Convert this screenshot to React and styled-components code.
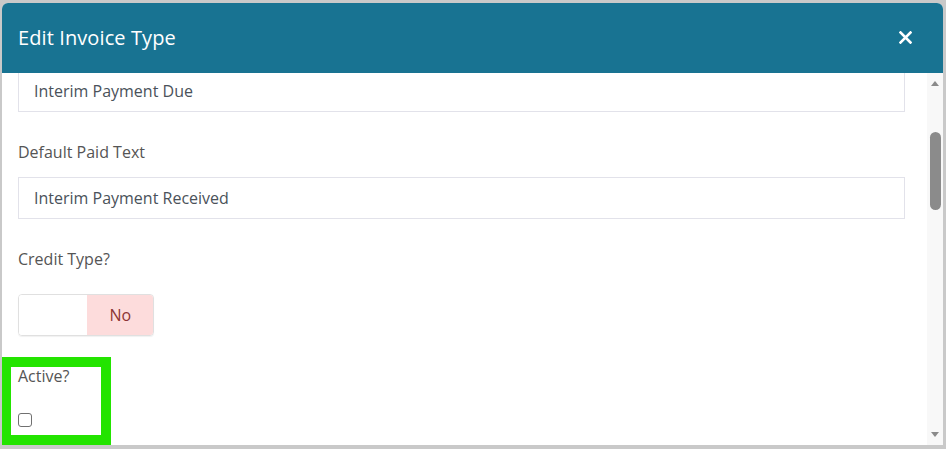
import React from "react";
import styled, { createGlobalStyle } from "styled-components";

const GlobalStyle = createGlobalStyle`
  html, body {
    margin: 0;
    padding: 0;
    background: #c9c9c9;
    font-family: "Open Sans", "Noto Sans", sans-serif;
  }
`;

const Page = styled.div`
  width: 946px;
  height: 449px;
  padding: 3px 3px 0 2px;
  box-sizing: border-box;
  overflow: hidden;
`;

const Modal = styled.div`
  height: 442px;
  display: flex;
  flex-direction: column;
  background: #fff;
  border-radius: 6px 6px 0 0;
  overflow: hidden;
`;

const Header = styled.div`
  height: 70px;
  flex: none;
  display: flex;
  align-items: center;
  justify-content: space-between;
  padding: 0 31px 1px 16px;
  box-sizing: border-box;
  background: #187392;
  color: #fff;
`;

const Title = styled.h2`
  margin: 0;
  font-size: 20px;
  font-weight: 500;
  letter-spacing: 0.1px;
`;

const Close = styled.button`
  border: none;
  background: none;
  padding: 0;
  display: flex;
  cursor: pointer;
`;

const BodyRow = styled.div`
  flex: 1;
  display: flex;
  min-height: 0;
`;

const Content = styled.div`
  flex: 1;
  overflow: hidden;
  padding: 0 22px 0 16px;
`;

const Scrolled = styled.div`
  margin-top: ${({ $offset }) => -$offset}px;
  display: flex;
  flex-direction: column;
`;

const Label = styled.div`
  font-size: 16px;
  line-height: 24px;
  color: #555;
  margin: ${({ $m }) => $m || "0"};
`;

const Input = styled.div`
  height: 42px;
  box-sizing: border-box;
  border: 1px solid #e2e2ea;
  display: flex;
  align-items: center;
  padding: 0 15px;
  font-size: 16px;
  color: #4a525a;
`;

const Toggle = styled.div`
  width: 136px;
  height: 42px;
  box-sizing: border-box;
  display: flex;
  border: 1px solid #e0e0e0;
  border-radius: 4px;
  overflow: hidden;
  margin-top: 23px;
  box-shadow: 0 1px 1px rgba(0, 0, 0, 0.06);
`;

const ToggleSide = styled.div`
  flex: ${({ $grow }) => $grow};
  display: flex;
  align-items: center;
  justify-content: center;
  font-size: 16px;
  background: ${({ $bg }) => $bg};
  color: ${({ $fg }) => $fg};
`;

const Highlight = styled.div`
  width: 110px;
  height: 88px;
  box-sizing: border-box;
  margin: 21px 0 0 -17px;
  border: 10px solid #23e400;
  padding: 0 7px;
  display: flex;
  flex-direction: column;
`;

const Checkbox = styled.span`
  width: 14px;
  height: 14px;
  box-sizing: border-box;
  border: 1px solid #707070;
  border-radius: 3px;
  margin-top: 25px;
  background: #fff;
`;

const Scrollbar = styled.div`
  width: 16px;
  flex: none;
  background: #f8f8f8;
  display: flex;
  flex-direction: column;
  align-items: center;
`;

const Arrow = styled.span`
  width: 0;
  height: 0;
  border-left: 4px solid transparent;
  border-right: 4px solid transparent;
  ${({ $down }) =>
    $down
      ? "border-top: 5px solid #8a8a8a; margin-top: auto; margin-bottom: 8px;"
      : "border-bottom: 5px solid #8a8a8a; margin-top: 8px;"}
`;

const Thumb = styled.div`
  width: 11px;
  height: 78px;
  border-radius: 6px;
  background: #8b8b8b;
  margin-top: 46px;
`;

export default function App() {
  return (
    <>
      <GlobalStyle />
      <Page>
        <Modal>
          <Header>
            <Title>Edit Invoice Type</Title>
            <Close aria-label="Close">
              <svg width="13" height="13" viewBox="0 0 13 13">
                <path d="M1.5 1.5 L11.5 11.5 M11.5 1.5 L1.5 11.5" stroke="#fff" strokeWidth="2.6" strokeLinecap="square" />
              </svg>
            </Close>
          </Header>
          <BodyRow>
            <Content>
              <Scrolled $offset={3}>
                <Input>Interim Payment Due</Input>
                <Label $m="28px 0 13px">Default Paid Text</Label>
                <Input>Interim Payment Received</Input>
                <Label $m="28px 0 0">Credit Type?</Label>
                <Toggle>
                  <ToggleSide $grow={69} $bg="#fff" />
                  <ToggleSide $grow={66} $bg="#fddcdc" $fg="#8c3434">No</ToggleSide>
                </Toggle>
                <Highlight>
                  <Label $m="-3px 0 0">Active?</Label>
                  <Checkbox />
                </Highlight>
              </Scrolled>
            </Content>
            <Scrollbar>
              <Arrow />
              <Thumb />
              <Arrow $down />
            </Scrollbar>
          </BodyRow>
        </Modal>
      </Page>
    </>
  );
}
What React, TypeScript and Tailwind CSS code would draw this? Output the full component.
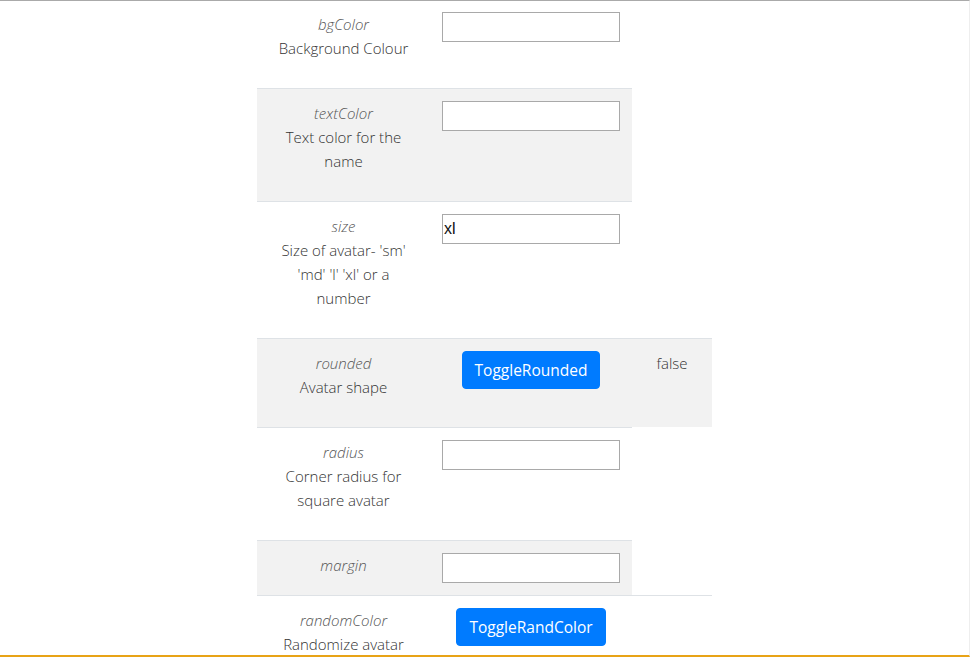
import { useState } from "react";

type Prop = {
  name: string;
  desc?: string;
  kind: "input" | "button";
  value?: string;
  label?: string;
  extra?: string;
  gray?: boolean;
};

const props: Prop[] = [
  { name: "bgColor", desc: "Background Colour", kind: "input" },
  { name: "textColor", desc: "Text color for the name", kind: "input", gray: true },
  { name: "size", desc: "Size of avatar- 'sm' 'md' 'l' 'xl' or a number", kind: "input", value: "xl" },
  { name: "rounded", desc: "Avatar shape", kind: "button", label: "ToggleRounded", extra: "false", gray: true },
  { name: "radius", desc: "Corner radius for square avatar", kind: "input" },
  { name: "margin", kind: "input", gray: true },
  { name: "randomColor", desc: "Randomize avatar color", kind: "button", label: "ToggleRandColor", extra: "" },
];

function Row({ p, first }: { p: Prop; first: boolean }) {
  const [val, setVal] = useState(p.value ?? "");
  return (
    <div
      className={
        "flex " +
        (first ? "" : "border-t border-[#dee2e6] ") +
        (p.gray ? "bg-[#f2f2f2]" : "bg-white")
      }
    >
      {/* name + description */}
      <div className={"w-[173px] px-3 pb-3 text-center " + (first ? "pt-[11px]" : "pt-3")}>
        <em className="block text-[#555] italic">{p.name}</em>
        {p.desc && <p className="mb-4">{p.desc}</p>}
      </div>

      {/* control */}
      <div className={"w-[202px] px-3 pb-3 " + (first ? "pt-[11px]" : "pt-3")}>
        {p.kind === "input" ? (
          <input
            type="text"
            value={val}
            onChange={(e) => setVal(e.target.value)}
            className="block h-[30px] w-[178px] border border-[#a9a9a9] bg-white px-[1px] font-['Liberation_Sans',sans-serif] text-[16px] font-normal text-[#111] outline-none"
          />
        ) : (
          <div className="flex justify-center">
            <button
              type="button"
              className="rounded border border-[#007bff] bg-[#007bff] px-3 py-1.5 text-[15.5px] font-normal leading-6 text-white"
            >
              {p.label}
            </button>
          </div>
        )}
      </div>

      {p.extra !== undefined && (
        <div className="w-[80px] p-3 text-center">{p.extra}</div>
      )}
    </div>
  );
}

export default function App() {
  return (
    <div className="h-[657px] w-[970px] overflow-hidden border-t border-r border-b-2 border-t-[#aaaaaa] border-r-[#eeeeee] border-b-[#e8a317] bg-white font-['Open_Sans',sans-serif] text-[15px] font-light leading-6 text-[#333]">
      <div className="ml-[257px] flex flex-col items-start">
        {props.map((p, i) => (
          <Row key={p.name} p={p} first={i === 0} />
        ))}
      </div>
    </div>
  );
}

•••••

== EXERCISE AIM ==
Each entry should be repeated exactly as it appears; the pictures stay out.

== FINISHED EXERCISE ==
Convert this screenshot to React and styled-components code.
import React from "react";
import styled, { createGlobalStyle } from "styled-components";

const GlobalStyle = createGlobalStyle`
  html, body {
    margin: 0;
    padding: 0;
    background: #c9c9c9;
    font-family: "Open Sans", "Noto Sans", sans-serif;
  }
`;

const Page = styled.div`
  width: 946px;
  height: 449px;
  padding: 3px 3px 0 2px;
  box-sizing: border-box;
  overflow: hidden;
`;

const Modal = styled.div`
  height: 442px;
  display: flex;
  flex-direction: column;
  background: #fff;
  border-radius: 6px 6px 0 0;
  overflow: hidden;
`;

const Header = styled.div`
  height: 70px;
  flex: none;
  display: flex;
  align-items: center;
  justify-content: space-between;
  padding: 0 31px 1px 16px;
  box-sizing: border-box;
  background: #187392;
  color: #fff;
`;

const Title = styled.h2`
  margin: 0;
  font-size: 20px;
  font-weight: 500;
  letter-spacing: 0.1px;
`;

const Close = styled.button`
  border: none;
  background: none;
  padding: 0;
  display: flex;
  cursor: pointer;
`;

const BodyRow = styled.div`
  flex: 1;
  display: flex;
  min-height: 0;
`;

const Content = styled.div`
  flex: 1;
  overflow: hidden;
  padding: 0 22px 0 16px;
`;

const Scrolled = styled.div`
  margin-top: ${({ $offset }) => -$offset}px;
  display: flex;
  flex-direction: column;
`;

const Label = styled.div`
  font-size: 16px;
  line-height: 24px;
  color: #555;
  margin: ${({ $m }) => $m || "0"};
`;

const Input = styled.div`
  height: 42px;
  box-sizing: border-box;
  border: 1px solid #e2e2ea;
  display: flex;
  align-items: center;
  padding: 0 15px;
  font-size: 16px;
  color: #4a525a;
`;

const Toggle = styled.div`
  width: 136px;
  height: 42px;
  box-sizing: border-box;
  display: flex;
  border: 1px solid #e0e0e0;
  border-radius: 4px;
  overflow: hidden;
  margin-top: 23px;
  box-shadow: 0 1px 1px rgba(0, 0, 0, 0.06);
`;

const ToggleSide = styled.div`
  flex: ${({ $grow }) => $grow};
  display: flex;
  align-items: center;
  justify-content: center;
  font-size: 16px;
  background: ${({ $bg }) => $bg};
  color: ${({ $fg }) => $fg};
`;

const Highlight = styled.div`
  width: 110px;
  height: 88px;
  box-sizing: border-box;
  margin: 21px 0 0 -17px;
  border: 10px solid #23e400;
  padding: 0 7px;
  display: flex;
  flex-direction: column;
`;

const Checkbox = styled.span`
  width: 14px;
  height: 14px;
  box-sizing: border-box;
  border: 1px solid #707070;
  border-radius: 3px;
  margin-top: 25px;
  background: #fff;
`;

const Scrollbar = styled.div`
  width: 16px;
  flex: none;
  background: #f8f8f8;
  display: flex;
  flex-direction: column;
  align-items: center;
`;

const Arrow = styled.span`
  width: 0;
  height: 0;
  border-left: 4px solid transparent;
  border-right: 4px solid transparent;
  ${({ $down }) =>
    $down
      ? "border-top: 5px solid #8a8a8a; margin-top: auto; margin-bottom: 8px;"
      : "border-bottom: 5px solid #8a8a8a; margin-top: 8px;"}
`;

const Thumb = styled.div`
  width: 11px;
  height: 78px;
  border-radius: 6px;
  background: #8b8b8b;
  margin-top: 46px;
`;

export default function App() {
  return (
    <>
      <GlobalStyle />
      <Page>
        <Modal>
          <Header>
            <Title>Edit Invoice Type</Title>
            <Close aria-label="Close">
              <svg width="13" height="13" viewBox="0 0 13 13">
                <path d="M1.5 1.5 L11.5 11.5 M11.5 1.5 L1.5 11.5" stroke="#fff" strokeWidth="2.6" strokeLinecap="square" />
              </svg>
            </Close>
          </Header>
          <BodyRow>
            <Content>
              <Scrolled $offset={3}>
                <Input>Interim Payment Due</Input>
                <Label $m="28px 0 13px">Default Paid Text</Label>
                <Input>Interim Payment Received</Input>
                <Label $m="28px 0 0">Credit Type?</Label>
                <Toggle>
                  <ToggleSide $grow={69} $bg="#fff" />
                  <ToggleSide $grow={66} $bg="#fddcdc" $fg="#8c3434">No</ToggleSide>
                </Toggle>
                <Highlight>
                  <Label $m="-3px 0 0">Active?</Label>
                  <Checkbox />
                </Highlight>
              </Scrolled>
            </Content>
            <Scrollbar>
              <Arrow />
              <Thumb />
              <Arrow $down />
            </Scrollbar>
          </BodyRow>
        </Modal>
      </Page>
    </>
  );
}
What React, TypeScript and Tailwind CSS code would draw this? Output the full component.
import { useState } from "react";

type Prop = {
  name: string;
  desc?: string;
  kind: "input" | "button";
  value?: string;
  label?: string;
  extra?: string;
  gray?: boolean;
};

const props: Prop[] = [
  { name: "bgColor", desc: "Background Colour", kind: "input" },
  { name: "textColor", desc: "Text color for the name", kind: "input", gray: true },
  { name: "size", desc: "Size of avatar- 'sm' 'md' 'l' 'xl' or a number", kind: "input", value: "xl" },
  { name: "rounded", desc: "Avatar shape", kind: "button", label: "ToggleRounded", extra: "false", gray: true },
  { name: "radius", desc: "Corner radius for square avatar", kind: "input" },
  { name: "margin", kind: "input", gray: true },
  { name: "randomColor", desc: "Randomize avatar color", kind: "button", label: "ToggleRandColor", extra: "" },
];

function Row({ p, first }: { p: Prop; first: boolean }) {
  const [val, setVal] = useState(p.value ?? "");
  return (
    <div
      className={
        "flex " +
        (first ? "" : "border-t border-[#dee2e6] ") +
        (p.gray ? "bg-[#f2f2f2]" : "bg-white")
      }
    >
      {/* name + description */}
      <div className={"w-[173px] px-3 pb-3 text-center " + (first ? "pt-[11px]" : "pt-3")}>
        <em className="block text-[#555] italic">{p.name}</em>
        {p.desc && <p className="mb-4">{p.desc}</p>}
      </div>

      {/* control */}
      <div className={"w-[202px] px-3 pb-3 " + (first ? "pt-[11px]" : "pt-3")}>
        {p.kind === "input" ? (
          <input
            type="text"
            value={val}
            onChange={(e) => setVal(e.target.value)}
            className="block h-[30px] w-[178px] border border-[#a9a9a9] bg-white px-[1px] font-['Liberation_Sans',sans-serif] text-[16px] font-normal text-[#111] outline-none"
          />
        ) : (
          <div className="flex justify-center">
            <button
              type="button"
              className="rounded border border-[#007bff] bg-[#007bff] px-3 py-1.5 text-[15.5px] font-normal leading-6 text-white"
            >
              {p.label}
            </button>
          </div>
        )}
      </div>

      {p.extra !== undefined && (
        <div className="w-[80px] p-3 text-center">{p.extra}</div>
      )}
    </div>
  );
}

export default function App() {
  return (
    <div className="h-[657px] w-[970px] overflow-hidden border-t border-r border-b-2 border-t-[#aaaaaa] border-r-[#eeeeee] border-b-[#e8a317] bg-white font-['Open_Sans',sans-serif] text-[15px] font-light leading-6 text-[#333]">
      <div className="ml-[257px] flex flex-col items-start">
        {props.map((p, i) => (
          <Row key={p.name} p={p} first={i === 0} />
        ))}
      </div>
    </div>
  );
}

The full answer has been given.